**WHAT THE EXERCISE ASKS**
Provide only the number of lines in the listing that contain the string "styles".

***** RECORDS FOR THIS TASK

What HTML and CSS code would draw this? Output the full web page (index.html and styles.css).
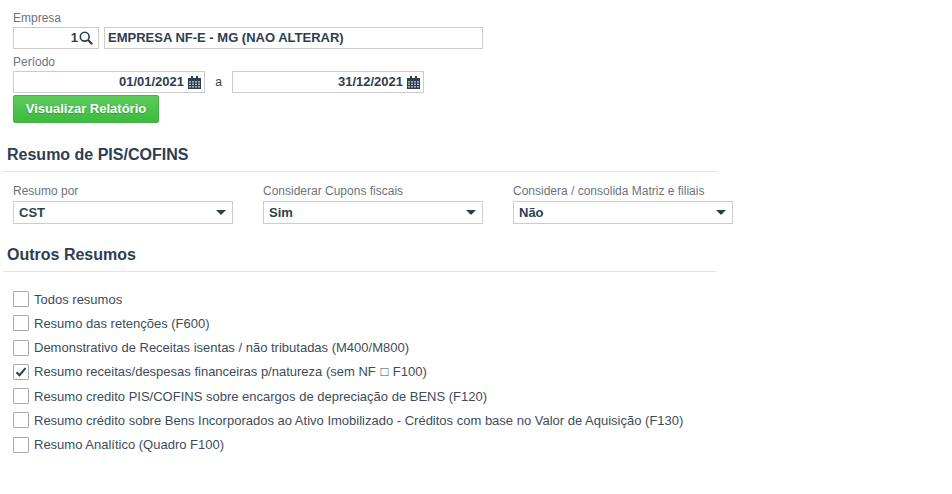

**********
***** RECORDS FOR THIS TASK

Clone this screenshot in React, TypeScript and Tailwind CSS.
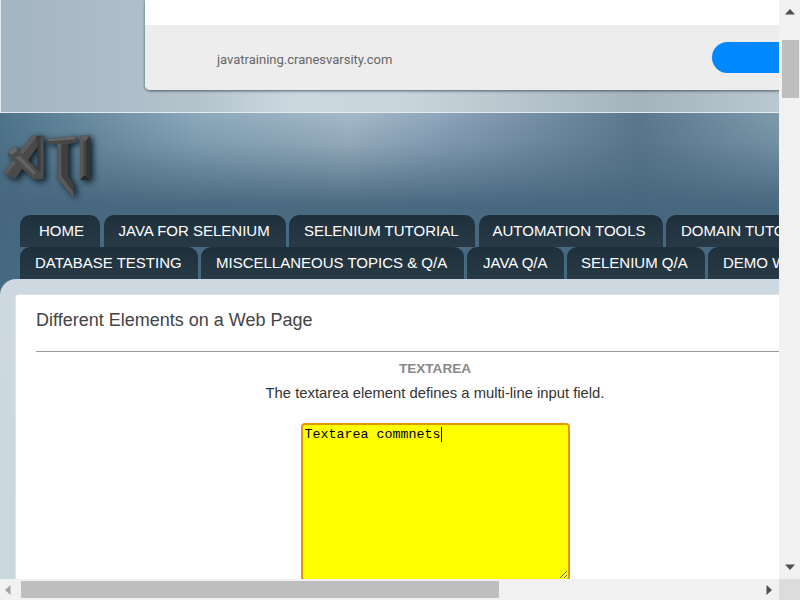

**********
***** RECORDS FOR THIS TASK

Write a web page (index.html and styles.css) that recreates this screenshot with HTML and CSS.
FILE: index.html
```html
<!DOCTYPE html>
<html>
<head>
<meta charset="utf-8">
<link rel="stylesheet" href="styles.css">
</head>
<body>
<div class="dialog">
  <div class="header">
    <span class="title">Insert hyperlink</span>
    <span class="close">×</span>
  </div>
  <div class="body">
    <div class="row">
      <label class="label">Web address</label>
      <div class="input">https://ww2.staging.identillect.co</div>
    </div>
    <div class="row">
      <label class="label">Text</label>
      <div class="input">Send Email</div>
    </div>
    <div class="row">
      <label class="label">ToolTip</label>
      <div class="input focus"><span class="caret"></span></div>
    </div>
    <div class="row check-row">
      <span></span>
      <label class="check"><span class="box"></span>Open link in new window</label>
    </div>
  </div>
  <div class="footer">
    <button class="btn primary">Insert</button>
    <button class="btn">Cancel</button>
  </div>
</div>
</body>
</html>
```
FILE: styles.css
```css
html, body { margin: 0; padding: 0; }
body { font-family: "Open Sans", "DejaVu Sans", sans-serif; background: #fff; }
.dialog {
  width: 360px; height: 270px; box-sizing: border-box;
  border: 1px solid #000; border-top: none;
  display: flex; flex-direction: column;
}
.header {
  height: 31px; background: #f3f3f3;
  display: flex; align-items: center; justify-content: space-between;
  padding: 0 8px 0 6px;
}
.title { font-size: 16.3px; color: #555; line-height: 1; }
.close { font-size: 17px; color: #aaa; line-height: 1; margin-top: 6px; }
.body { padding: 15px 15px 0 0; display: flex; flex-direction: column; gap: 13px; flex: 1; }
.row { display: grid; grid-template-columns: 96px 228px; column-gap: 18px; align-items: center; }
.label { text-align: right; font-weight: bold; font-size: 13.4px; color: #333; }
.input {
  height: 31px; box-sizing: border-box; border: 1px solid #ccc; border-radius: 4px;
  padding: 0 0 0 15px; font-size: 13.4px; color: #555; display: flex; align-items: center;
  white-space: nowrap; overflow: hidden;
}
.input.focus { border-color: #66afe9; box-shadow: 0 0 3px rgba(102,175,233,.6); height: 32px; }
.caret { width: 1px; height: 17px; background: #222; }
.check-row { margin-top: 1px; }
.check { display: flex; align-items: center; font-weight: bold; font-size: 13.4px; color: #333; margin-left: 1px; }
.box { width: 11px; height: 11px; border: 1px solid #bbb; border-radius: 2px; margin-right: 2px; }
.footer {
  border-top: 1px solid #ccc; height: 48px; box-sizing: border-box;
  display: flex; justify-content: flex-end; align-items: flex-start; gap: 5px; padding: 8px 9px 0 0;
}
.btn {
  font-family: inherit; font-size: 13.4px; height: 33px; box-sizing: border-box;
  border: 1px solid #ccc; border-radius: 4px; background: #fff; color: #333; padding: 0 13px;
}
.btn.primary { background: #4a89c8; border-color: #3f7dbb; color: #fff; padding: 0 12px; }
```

**********

**WRITTEN REPLY**
4